Architects are Designing Skyscrapers That Won't Cast a Shadow
Geege Schuman stashed this in Architecture
From the outset, the No-Shadow Tower was imagined as a light-maximizing building, and was designed with that principle in mind. New York Magazine explains, “NBBJ developed a program to analyze the sun’s trajectory and use it to sculpt a form ideally suited to minimizing shadows.”
The final design imagines two London skyscrapers, one taller than the other, with a courtyard in between. The taller building would catch the sunlight as it streamed over the shorter one, and redirect it down into the courtyard. The building is designed to reduce shadows by 50 percent, and to filter small, moving pockets of light into the plaza, bathing it in a soft glow.
LOL at removing the "death ray":
Pintas isn't the only one to experience the so-called death ray at the City Center hotel.

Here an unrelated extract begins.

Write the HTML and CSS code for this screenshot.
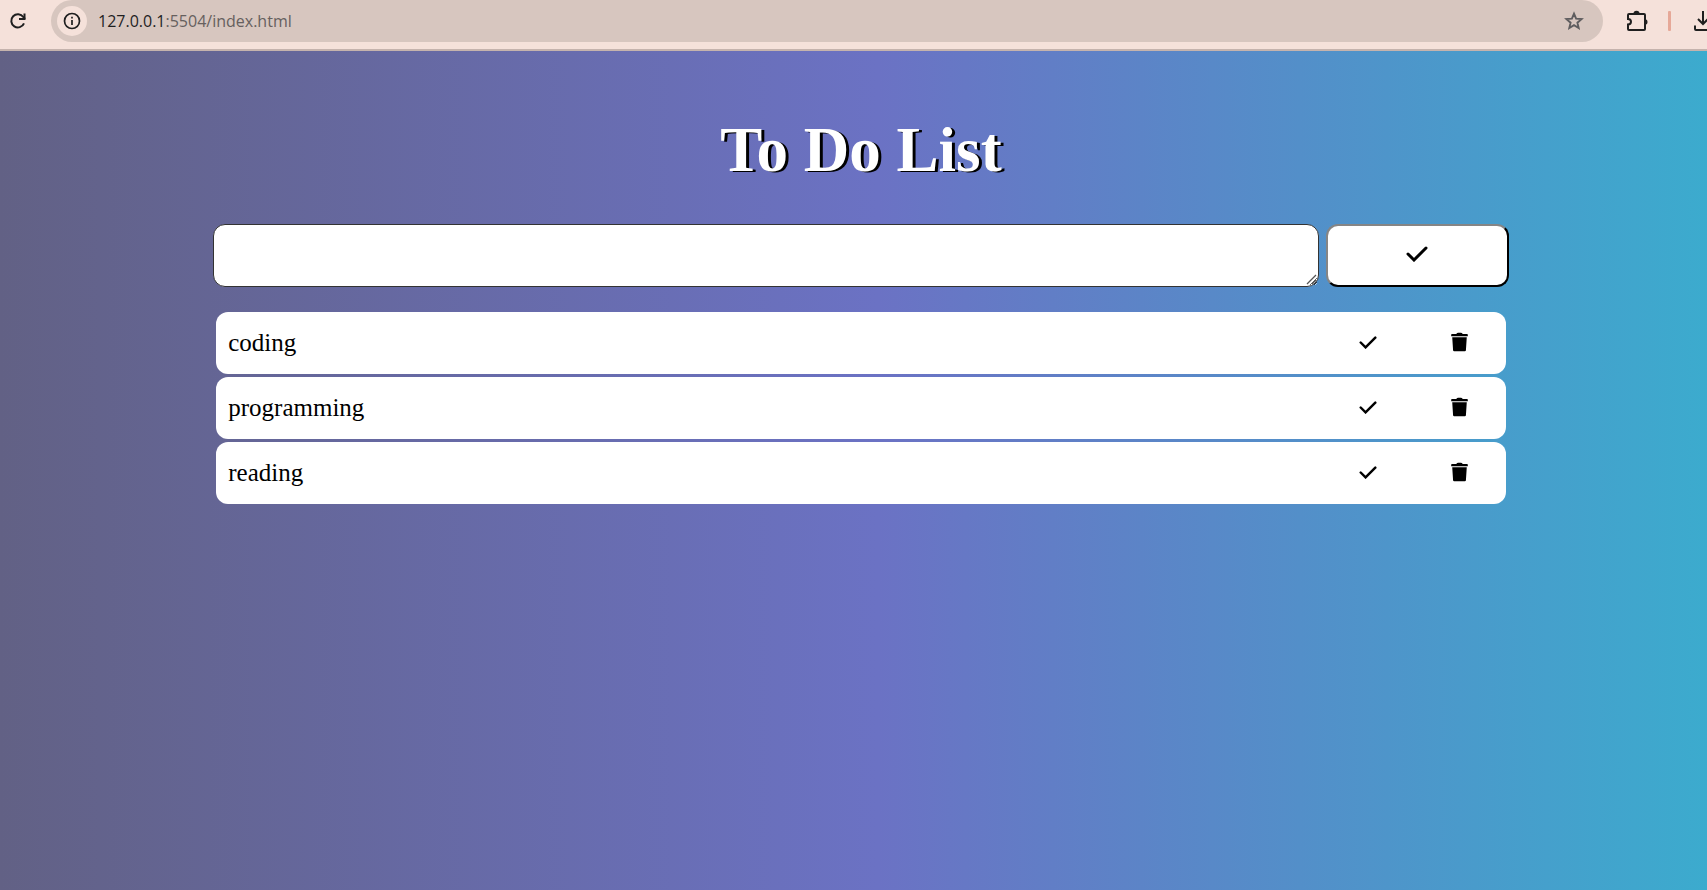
FILE: index.html
```html
<!DOCTYPE html>
<html lang="en">
<head>
<meta charset="utf-8">
<title>To Do List</title>
<link rel="stylesheet" href="styles.css">
</head>
<body>
<svg class="symbols" aria-hidden="true">
  <symbol id="check" viewBox="0 0 22 16"><path d="M2 8l6 6L20 2" fill="none" stroke="currentColor" stroke-width="3" stroke-linecap="round" stroke-linejoin="miter"/></symbol>
  <symbol id="trash" viewBox="0 0 18 20"><path d="M5.500 1.500Q6.500 .3 7.500 .3h3q1 0 2 1.200h4.500q.8 0 .8.8v1.500H.2V2.300q0-.8.8-.8zM1.300 5h15.400l-.9 13.700q-.1 1.100-1.200 1.100H3.400q-1.100 0-1.200-1.100z" fill="currentColor"/></symbol>
</svg>
<header class="toolbar">
  <button class="tool reload" type="button" aria-label="Reload">
    <svg width="18" height="18" viewBox="0 0 18 18" fill="none" stroke="currentColor" stroke-width="2"><path d="M15 11.300A6.600 6.600 0 1 1 14.300 5L16 7"/><path d="M15.500 1.500v5.500h-5.500" /></svg>
  </button>
  <div class="address">
    <button class="tool info" type="button" aria-label="Site information">
      <svg width="18" height="18" viewBox="0 0 18 18" fill="none" stroke="currentColor" stroke-width="1.700"><circle cx="9" cy="9" r="7.500"/><path d="M9 8v5M9 4.800v1.800"/></svg>
    </button>
    <a class="url" href="#"><span class="host">127.0.0.1</span>:5504/index.html</a>
    <button class="tool star" type="button" aria-label="Bookmark">
      <svg width="20" height="20" viewBox="0 0 20 20" fill="none" stroke="currentColor" stroke-width="1.900"><path d="M10 2.600l2.100 5 5.500.5-4.200 3.600 1.300 5.400L10 14.200l-4.700 2.900 1.300-5.400-4.200-3.600 5.500-.5z"/></svg>
    </button>
  </div>
  <button class="tool extensions" type="button" aria-label="Extensions">
    <svg width="22" height="22" viewBox="0 0 22 22"><path d="M3 4h15q1 0 1 1v14q0 1-1 1H3q-1 0-1-1v-4.500q3-.3 3-2.800T2 9V5q0-1 1-1z" fill="none" stroke="currentColor" stroke-width="2"/><path d="M7.500 3.500a3 2.700 0 0 1 6 0zM19 9.200a2.500 2.800 0 0 1 0 5.600z" fill="currentColor"/></svg>
  </button>
  <span class="divider"></span>
  <button class="tool download" type="button" aria-label="Downloads">
    <svg width="20" height="22" viewBox="0 0 20 22" fill="none" stroke="currentColor" stroke-width="2"><path d="M10 1v13M5 9l5 5 5-5M2 15.500v3.500q0 1 1 1h14q1 0 1-1v-3.500"/></svg>
  </button>
</header>
<main class="page">
  <div class="container">
    <h1 class="title">To Do List</h1>
    <form class="entry">
      <div class="entry-field">
        <textarea class="entry-text" aria-label="New task"></textarea>
        <svg class="grip" viewBox="0 0 12 12" aria-hidden="true"><path d="M1 10L10 1M6 10l4-4" stroke="#555" stroke-width="1.300"/></svg>
      </div>
      <button class="entry-add" type="button" aria-label="Add task"><svg class="icon-large"><use href="#check"/></svg></button>
    </form>
    <ul class="tasks">
      <li class="task"><span class="task-name">coding</span><button class="task-button" type="button" aria-label="Complete coding"><svg class="icon-check"><use href="#check"/></svg></button><button class="task-button" type="button" aria-label="Delete coding"><svg class="icon-trash"><use href="#trash"/></svg></button></li>
      <li class="task"><span class="task-name">programming</span><button class="task-button" type="button" aria-label="Complete programming"><svg class="icon-check"><use href="#check"/></svg></button><button class="task-button" type="button" aria-label="Delete programming"><svg class="icon-trash"><use href="#trash"/></svg></button></li>
      <li class="task"><span class="task-name">reading</span><button class="task-button" type="button" aria-label="Complete reading"><svg class="icon-check"><use href="#check"/></svg></button><button class="task-button" type="button" aria-label="Delete reading"><svg class="icon-trash"><use href="#trash"/></svg></button></li>
    </ul>
  </div>
</main>
</body>
</html>
```
FILE: styles.css
```css
* { box-sizing: border-box; }
body {
  margin: 0;
  min-height: 100vh;
  display: flex;
  flex-direction: column;
  overflow: hidden;
  font-family: "Liberation Serif", serif;
}
.symbols { display: none; }
svg { display: block; }
.toolbar {
  display: flex;
  align-items: flex-start;
  height: 51px;
  padding-left: 8px;
  background: #f5e1da;
  border-bottom: 2px solid #c5b3ad;
}
.tool {
  flex: none;
  display: flex;
  align-items: center;
  justify-content: center;
  height: 42px;
  padding: 0;
  border: 0;
  background: none;
  color: #1f1f1f;
}
.reload { width: 20px; }
.address {
  flex: 1;
  display: flex;
  align-items: center;
  height: 42px;
  margin-left: 23px;
  padding: 0 18px 0 6px;
  border-radius: 21px;
  background: #d7c6bf;
}
.info {
  width: 30px;
  height: 30px;
  border-radius: 50%;
  background: #f5e1da;
}
.url {
  flex: 1;
  margin-left: 11px;
  font: 16px "Open Sans", sans-serif;
  color: #66605e;
  text-decoration: none;
}
.host { color: #1f1f1f; }
.star { width: 22px; color: #5f5d5f; }
.extensions { width: 22px; margin-left: 23px; }
.divider {
  width: 3px;
  height: 20px;
  margin: 11px 22px 0 20px;
  border-radius: 1px;
  background: #e6a898;
}
.download { width: 20px; margin-right: -6px; }
.page {
  flex: 1;
  margin-right: -15px;
  background: linear-gradient(90deg, #626185, #6b72c4 51%, #3bacce);
}
.container { width: calc(75% - 2px); margin: 0 auto; }
.title {
  margin: 62px 0 36px;
  font-size: 63px;
  line-height: 75px;
  text-align: center;
  color: #fff;
  text-shadow: 3px 1px #000;
}
.entry {
  display: flex;
  gap: 7px;
  margin: 0 -3px 25px;
}
.entry-field {
  flex: 1;
  display: flex;
  position: relative;
}
.entry-text {
  flex: 1;
  height: 63px;
  padding: 12px;
  border: 1px solid #333;
  border-radius: 12px;
  font: 25px "Liberation Serif", serif;
}
.grip {
  position: absolute;
  right: 1px;
  bottom: 1px;
  width: 12px;
  height: 12px;
  pointer-events: none;
}
.entry-add {
  width: 183px;
  display: flex;
  align-items: center;
  justify-content: center;
  height: 63px;
  padding: 0 0 4px;
  border: 2px solid;
  border-color: #858585 #000 #000 #858585;
  border-radius: 12px;
  background: #fff;
  color: #000;
}
.icon-large { width: 22px; height: 16px; }
.tasks {
  display: grid;
  gap: 3px;
  margin: 0;
  padding: 0;
  list-style: none;
}
.task {
  display: flex;
  height: 62px;
  padding-left: 12px;
  border-radius: 12px;
  background: #fff;
}
.task-name { flex: 1; font-size: 25px; line-height: 62px; }
.task-button {
  width: 92px;
  display: flex;
  align-items: center;
  justify-content: center;
  padding: 0 0 2px;
  border: 0;
  background: none;
  color: #000;
}
.icon-check { width: 18px; height: 13px; }
.icon-trash { width: 17px; height: 20px; }
```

A reporter from the Las Vegas Review-Journal made two trips to the pool and saw the 10-foot by 15-foot hot zone. As the Earth rotates, the hot spot shifts across the pool area. During the summer, it was noticeable for about 90 minutes before and after noon, the reporter discovered from pool employee interviews. The ray can increase temperatures 20 degrees in the zone.
Pintas said that polyethylene newspaper bags melt at between 120 and 130 degrees. A plastic cup melts at around 160 degrees.
Gordon Absher, a spokesman for MGM Mirage, which owns the Vdara, said the company is well aware of the problem and is addressing it.
"Because of the curved, concave shape of that hotel, they sometimes get isolated pockets of high temperatures," Absher said.
Apparently there is a more scientific name for the "death ray," a name that the hotel's management prefers: "solar convergence phenomenon."
The idea of a blinding light being magnified by a glass hotel in the middle of the desert shouldn't surprise anyone. And, in fact, MGM Mirage thought of this when designing the Vdara building. It hired a consultant who decided to place a thin film over the window which reduces the sun's effects by 70 percent.
"But even with that, when folks are out on the pool deck, on some days people will feel this reflection and the heat associated with it," said Absher, who noted this was the hotel's first summer of operation.